L’ipotesi degli arresti domiciliari al boss mafioso Totò Riina

Egregio direttore, in questi ultimi giorni sento parlare quotidiani e giornali sulla eventuale scarcerazione di Toto Riina dal carcere per gravi motivi di salute e per dare una morte dignitosa. Da cristiano sono obbligato, prima di esprimere una opinione a rispettare gli altri, in questo caso la mia opinione sulla «morte a casa sua» o morte dignitosa di Toto Riina la vedo come un oltraggio. Il Figlio di Dio non ha avuto una morte dignitosa, le centinaia di persone assassinate da questo «signore» non hanno avuto una morte dignitosa. Mi domando e tutte le famiglie rimaste vittime di questo «signore» sono o no oltraggiate da un simile provvedimento, se sarà attuato?
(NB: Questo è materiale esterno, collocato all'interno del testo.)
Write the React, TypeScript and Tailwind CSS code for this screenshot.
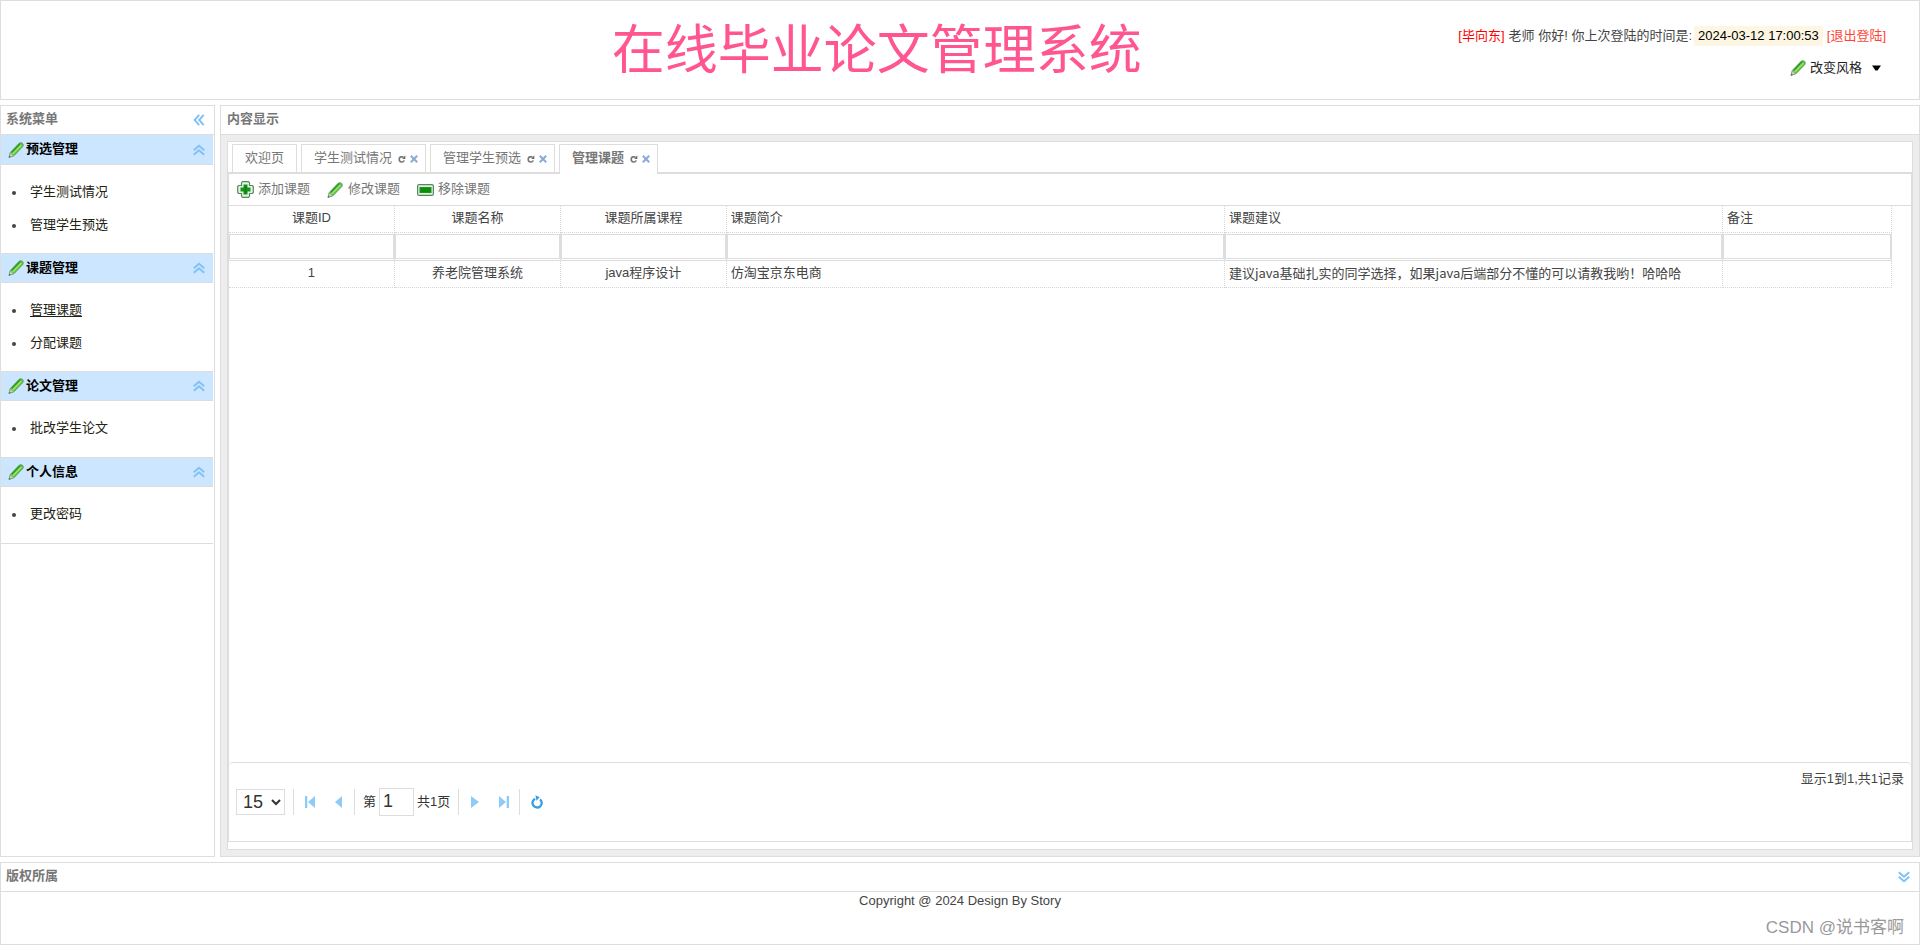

Poi lo vogliono scarcerare ? Va benissimo se le leggi umane lo consentono, ma allora si analizzano tutti i 60 mila detenuti nelle carceri italiane e si dia a tutti nella stessa condizione le stesse possibilità. Perché a me viene un dubbio, quello dei due pesi e due misure, a quel punto, direttore scarceriamo immediatamente anche Fabrizio Corona.

Alessandro Simoncini

Grazie, caro Simoncini, per questa sua lettera, che mi permette di tentare un ragionamento su una notizia che nei giorni scorsi ha fatto molto discutere, ovvero la sentenza della Cassazione relativa all’eventuale concessione degli arresti domiciliari al boss mafioso Totò Riina. Dico subito che anch’io sono contrario a questa concessione se c’è il rischio che Riina, una volta ai domiciliari, possa tornare a essere un punto di riferimento per il suo clan. Sappiamo bene come la mafia viva anche di piccoli segnali. Un capo comanda anche se costretto a letto o a nascondersi in un bunker. Diversamente, se le condizioni di salute fossero realmente gravi e valutate con scrupolo, non sarei contrario agli arresti domiciliari. Questo dovrebbe comunque valere per qualsiasi detenuto, perché, come dice lei, caro Simoncini, non si possono usare due pesi e due misure. Più in generale, però, attenzione a confondere la giustizia con la vendetta e il carcere con la giustizia. Attenzione anche all’invocata logica della reciprocità, che può nascondere il principio dell’occhio per occhio, dente per dente. Dobbiamo per questo rifuggire dai luoghi comuni della serie «chiudiamolo in cella e buttiamo via le chiavi». Teniamo conto che l’articolo 27 della nostra Costituzione ci dice che «le pene non possono consistere in trattamenti contrari al senso di umanità e devono tendere alla rieducazione del condannato». Ecco allora la situazione delle nostre carceri, dove il solo problema del sovraffollamento impone ai detenuti una condizione disumana. Ma anche la questione della nostra giustizia, la cui lentezza costringe dietro le sbarre un gran numero di detenuti in attesa di giudizio e quindi potenzialmente innocenti. La doverosa attenzione ai carcerati non deve comunque far dimenticare che ci sono delle vittime e ci sono i loro familiari, che più di qualsiasi altro hanno diritto a esprimere un parere.